Bending the Third Rail
Because We Should, We Can, We Do
Wednesday, March 21, 2007
This was in the roundup of the news today regarding the Bush/Congress showdown over subpoenas:
Experts believe a court battle is unlikely and that the issue will be solved in negotiations. The LAT points out that "openly defying a subpoena has little precedent." If subpoenas are issued and the White House aides refuse to cooperate, Congress could vote to find them in contempt. But making things just a tad weirder, the Justice Department would normally be in charge of prosecuting this kind of case. Congress could also use other tools at its disposal, such as withholding funds from an agency or refusing to approve any nominees.

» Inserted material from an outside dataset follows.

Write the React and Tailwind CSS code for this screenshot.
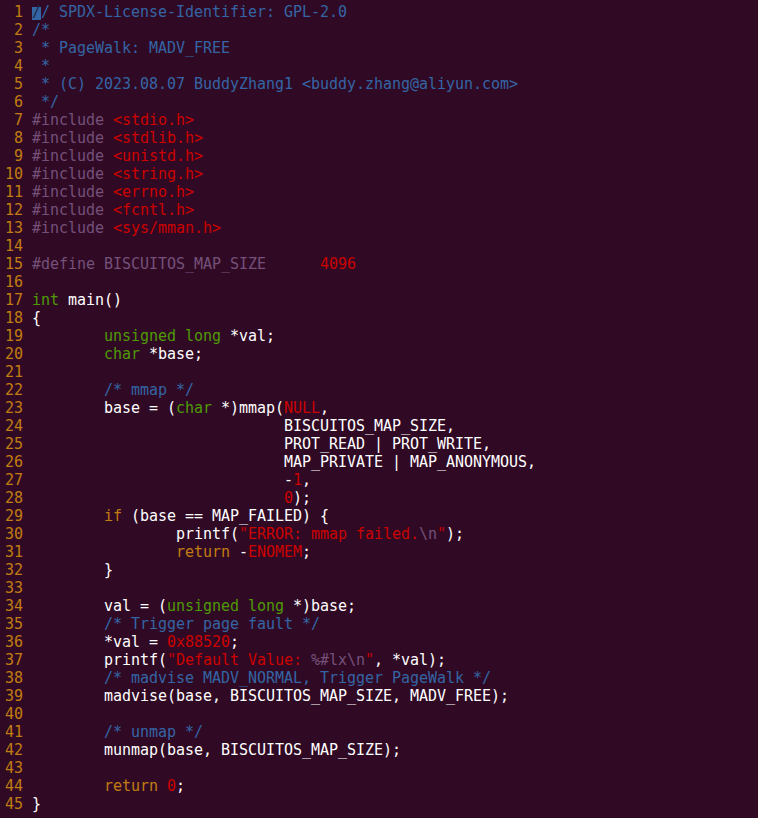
import React from "react";

const C = {
  c: "text-[#3465a4]",
  p: "text-[#75507b]",
  s: "text-[#cc0000]",
  n: "text-[#cc0000]",
  t: "text-[#4e9a06]",
  k: "text-[#c17d11]",
  e: "text-[#75507b]",
  w: "text-[#ffffff]",
};

const T8 = "        ";
const T16 = T8 + T8;
const T28 = T16 + T8 + "    ";

const lines = [
  [["cur", "/"], ["c", "/ SPDX-License-Identifier: GPL-2.0"]],
  [["c", "/*"]],
  [["c", " * PageWalk: MADV_FREE"]],
  [["c", " *"]],
  [["c", " * (C) 2023.08.07 BuddyZhang1 <buddy.zhang@aliyun.com>"]],
  [["c", " */"]],
  [["p", "#include "], ["s", "<stdio.h>"]],
  [["p", "#include "], ["s", "<stdlib.h>"]],
  [["p", "#include "], ["s", "<unistd.h>"]],
  [["p", "#include "], ["s", "<string.h>"]],
  [["p", "#include "], ["s", "<errno.h>"]],
  [["p", "#include "], ["s", "<fcntl.h>"]],
  [["p", "#include "], ["s", "<sys/mman.h>"]],
  [],
  [["p", "#define BISCUITOS_MAP_SIZE      "], ["n", "4096"]],
  [],
  [["t", "int"], ["w", " main()"]],
  [["w", "{"]],
  [["w", T8], ["t", "unsigned long"], ["w", " *val;"]],
  [["w", T8], ["t", "char"], ["w", " *base;"]],
  [],
  [["w", T8], ["c", "/* mmap */"]],
  [["w", T8 + "base = ("], ["t", "char"], ["w", " *)mmap("], ["n", "NULL"], ["w", ","]],
  [["w", T28 + "BISCUITOS_MAP_SIZE,"]],
  [["w", T28 + "PROT_READ | PROT_WRITE,"]],
  [["w", T28 + "MAP_PRIVATE | MAP_ANONYMOUS,"]],
  [["w", T28 + "-"], ["n", "1"], ["w", ","]],
  [["w", T28], ["n", "0"], ["w", ");"]],
  [["w", T8], ["k", "if"], ["w", " (base == MAP_FAILED) {"]],
  [["w", T16 + "printf("], ["s", "\"ERROR: mmap failed."], ["e", "\\n"], ["s", "\""], ["w", ");"]],
  [["w", T16], ["k", "return"], ["w", " -"], ["n", "ENOMEM"], ["w", ";"]],
  [["w", T8 + "}"]],
  [],
  [["w", T8 + "val = ("], ["t", "unsigned long"], ["w", " *)base;"]],
  [["w", T8], ["c", "/* Trigger page fault */"]],
  [["w", T8 + "*val = "], ["n", "0x88520"], ["w", ";"]],
  [["w", T8 + "printf("], ["s", "\"Default Value: "], ["e", "%#lx\\n"], ["s", "\""], ["w", ", *val);"]],
  [["w", T8], ["c", "/* madvise MADV_NORMAL, Trigger PageWalk */"]],
  [["w", T8 + "madvise(base, BISCUITOS_MAP_SIZE, MADV_FREE);"]],
  [],
  [["w", T8], ["c", "/* unmap */"]],
  [["w", T8 + "munmap(base, BISCUITOS_MAP_SIZE);"]],
  [],
  [["w", T8], ["k", "return"], ["w", " "], ["n", "0"], ["w", ";"]],
  [["w", "}"]],
];

export default function App() {
  return (
    <div
      className="w-[758px] h-[818px] overflow-hidden bg-[#300a24] pt-[3px] text-[15px] leading-[18px] tracking-[-0.03px] text-white"
      style={{ fontFamily: '"DejaVu Sans Mono", "Liberation Mono", monospace' }}
    >
      {lines.map((toks, i) => (
        <div key={i} className="flex h-[18px] whitespace-pre">
          <span className="w-[23px] shrink-0 text-right text-[#c17d11]">{i + 1}</span>
          <span className="pl-[9px]">
            {toks.map(([k, t], j) =>
              k === "cur" ? (
                <span
                  key={j}
                  className="inline-block h-[18px] align-top bg-[linear-gradient(to_bottom,transparent_4px,#3465a4_4px,#3465a4_17px,transparent_17px)] text-[#1c2a4a]"
                >
                  {t}
                </span>
              ) : (
                <span key={j} className={C[k]}>{t}</span>
              )
            )}
          </span>
        </div>
      ))}
    </div>
  );
}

The NYT points out that even if an interview isn't under oath, lying to Congress could still be a crime. But the WP notes aides would not face "the same level of criminal charges" if they're not under oath.
Perhaps the "experts" are correct. But using precedent for such a showdown is a mistake. Bush is not like previous Presidents ... even Nixon.

First, Bush needs to play for time. In his ever-present contempt for voters and rule of law, he believes he will not be held accountable and that if enough time passes people will tire of the fight. He also knows he only has 670 days (and counting) left in office.

Second, by opposing now, Bush attains his best negotiating stance. He doesn't believe Dems will stand up to him (for good reason) and he may know that if they do, there will be future battles over witnesses, subpoenas, records etc. By setting precedents now of a negotiated settlement with Congress he can shape the future situation. In other words, he knows where the bodies are buried which is shaping his decision-making now.

As I've said before, the key to the whole thing is the other Republicans. And watching them is going to be great sport as the entire situation plays out.